The Army of Islam fighters are reluctant to be evacuated to Idlib, where other groups have been sent, as it would put its fighters in an area dominated by al-Qaida, against whom it had fought pitched battles in the past. The Russians rejected a request by some Army of Islam members to head to the southern province of Daraa. Such a move would bring the militants close to the Jordanian border, from where they would likely get assistance from Saudi Arabia.

If the Syrian army takes control of Douma it would be the rebels' heaviest defeat since 2016, driving them from their last big stronghold near the capital, and would also be very symbolic as the town was the main centre of street protests in the Damascus suburbs against Assad's rule that sparked off the civil war seven years ago.

Dealing with the Turkish intervention against the YPG would be trickier for Assad since the Russians are not militarily backing him there as they do not wish to alienate Turkey. Assad had tried to get the Kurdish YPG to place Afrin, their main base, under his control presuming, wrongly as it happened, that then Turkey would have to confront not just him but also his Russian ally. But the YPG refused to relinquish its control over Afrin. Meanwhile Turkish President Erdogan is sounding increasingly bullish.

After his forces and the Free Syrian Army, comprising some Kurdish units and Arab and Turkmen fighters, seized Afrin, Erdogan announced that the fight would be taken to other Kurdish areas of northern Syria and further east to Manbij and areas in the country east of the Euphrates. That could be potentially risky for Turkey since those areas are controlled by U.S.-backed Syrian Kurdish forces and U.S. troops are stationed there. But given his present mood Erdogan just might move against the Kurds in that area. The Turkish President has also said that Turkish troops could cross into Iraq to drive out Kurdish militants from the region of Sinjar, if the Iraqi government is reluctant to oust militants from the area. Turkey says the region is becoming a headquarters for outlawed Kurdish rebels.

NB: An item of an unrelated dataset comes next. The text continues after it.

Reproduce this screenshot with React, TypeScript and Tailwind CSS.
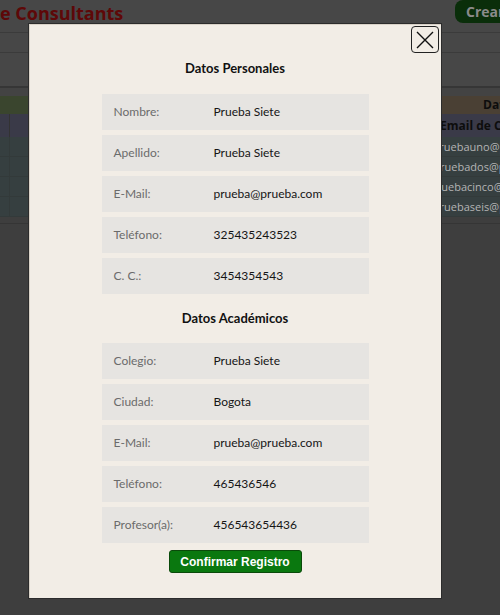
import React from "react";

const personal: [string, string][] = [
  ["Nombre:", "Prueba Siete"],
  ["Apellido:", "Prueba Siete"],
  ["E-Mail:", "prueba@prueba.com"],
  ["Teléfono:", "325435243523"],
  ["C. C.:", "3454354543"],
];

const academic: [string, string][] = [
  ["Colegio:", "Prueba Siete"],
  ["Ciudad:", "Bogota"],
  ["E-Mail:", "prueba@prueba.com"],
  ["Teléfono:", "465436546"],
  ["Profesor(a):", "456543654436"],
];

const emails = [
  "pruebauno@prueba.com",
  "pruebados@prueba.com",
  "pruebacinco@prueba.com",
  "pruebaseis@prueba.com",
];

function Rows({ data }: { data: [string, string][] }) {
  return (
    <div className="flex flex-col gap-[5px] w-[267px]">
      {data.map(([l, v], i) => (
        <div key={i} className="h-[36px] bg-[#e6e4e1] flex items-center pl-[12px] text-[12px]">
          <span className="w-[100px] text-[#6b6b6b]">{l}</span>
          <span className="text-[#151515]">{v}</span>
        </div>
      ))}
    </div>
  );
}

export default function App() {
  return (
    <div
      className="relative w-[500px] h-[615px] overflow-hidden bg-[#3e3e3e]"
      style={{ fontFamily: '"Open Sans", "Noto Sans", sans-serif' }}
    >
      {/* background page (dimmed) */}
      <div className="w-[564px]">
        <div className="h-[33px] bg-[#474747] border-b border-[#3b3b3b] flex items-start">
          <div className="text-[18px] font-bold text-[#5e0808] leading-[24px] mt-[1px]">e Consultants</div>
          <div className="ml-auto mr-[9px] h-[23px] rounded-[8px] bg-[#0a2e0a] pl-[11px] text-[14px] font-bold text-[#8a8a8a] leading-[23px] w-[100px]">
            Crear
          </div>
        </div>
        <div className="h-[20px] bg-[#474747] border-b border-[#3b3b3b]" />
        <div className="h-[35px] bg-[#474747] border-b-2 border-[#363636]" />
        <div className="h-[8px] bg-[#434343]" />
        <div className="grid grid-cols-[10px_420px_134px] text-[11px]">
          <div className="col-span-2 h-[18px] bg-[#3a452e]" />
          <div className="h-[18px] bg-[#4a4034] text-[12px] font-bold text-[#0d0d0d] leading-[18px] pl-[53px] whitespace-nowrap">
            Datos de Contacto
          </div>
          <div className="h-[23px] bg-[#3a3a48] border-r border-[#333]" />
          <div className="h-[23px] bg-[#3a3a48]" />
          <div className="h-[23px] bg-[#3a3a48] text-[12px] font-bold text-[#0d0d0d] leading-[23px] pl-[10px] whitespace-nowrap">
            Email de Contacto
          </div>
          {emails.map((e, i) => (
            <React.Fragment key={i}>
              <div className="h-[20px] bg-[#363f40] border-b border-r border-[#333a3a]" />
              <div className="h-[20px] bg-[#363f40] border-b border-[#333a3a]" />
              <div className="h-[20px] bg-[#363f40] border-b border-[#333a3a] text-center text-[#b4b4b4] leading-[19px] whitespace-nowrap">
                {e}
              </div>
            </React.Fragment>
          ))}
        </div>
        <div className="h-[7px] bg-[#3e3e3e] border-b border-[#353535]" />
      </div>

      {/* modal */}
      <div
        className="absolute left-[28px] top-[23px] w-[414px] h-[576px] border border-[#2c2c2c] bg-[#f2ede6] flex flex-col items-center pt-[35px] shadow-[inset_1px_1px_0_#d9d2c8]"
        style={{ fontFamily: 'Lato, "Open Sans", sans-serif' }}
      >
        <button className="absolute right-[2px] top-[2px] w-[28px] h-[27px] rounded-[4px] border border-[#222] bg-[#f2ede6] flex items-center justify-center">
          <svg width="20" height="20" viewBox="0 0 20 20">
            <path d="M2 2 L18 18 M18 2 L2 18" stroke="#111" strokeWidth="1.4" fill="none" />
          </svg>
        </button>
        <div className="text-[13px] font-bold text-[#111] leading-[18px]">Datos Personales</div>
        <div className="mt-[17px]">
          <Rows data={personal} />
        </div>
        <div className="mt-[15px] text-[13px] font-bold text-[#111] leading-[18px]">Datos Académicos</div>
        <div className="mt-[16px]">
          <Rows data={academic} />
        </div>
        <button
          className="mt-[7px] w-[133px] h-[23px] rounded-[3px] bg-[#0a780f] border border-[#0a4a0a] text-white text-[12px] font-bold"
          style={{ fontFamily: '"Liberation Sans", Arial, sans-serif' }}
        >
          Confirmar Registro
        </button>
      </div>
    </div>
  );
}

After taking over Afrin, a Syrian civilian council is being formed to govern the area, organised by Turkey and Syrian dissidents, including Abdelaziz Tammo, a Syrian Kurdish opponent of the YPG and PKK. "This is a liberation," Tammo told the New York Times, arguing that the YPG "took control [of Afrin] by force of arms and forced the people to live under their rule." What next for Bashar al Assad? US President Trump announced, while speaking in Ohio, that the US, which he said had wasted USDollars 7 trillion in wars in the Middle East, would pull out of Syria soon as the objective of beating Islamic State was almost accomplished. Would that mean that Assad would be secure in his Presidency or would Saudi Arabia, under Crown Prince Mohammed Bin Salman, continue to act as the US proxy to keep Syria destabilized? Given Trump’s penchant for doing the unpredictable it is possible he might just leave Assad in place which would be a defeat for Saudi Arabia and a win for Russian and Iran. Or would the US troops be replaced with contractors, as Trump’s people had discussed for Afghanistan, and the fight would continue. Whatever happens Assad’s real problem is going to be Turkey since the Turkish President is determined to wipe out the Kurdish opposition. It remains to be seen whether at some stage, if Erdogan gets too aggressive, the Russians would stand besides Assad or one could see the Syrian polity split with some parts in effect controlled by Turkey and its proxy warriors and members of Assad’s opposition.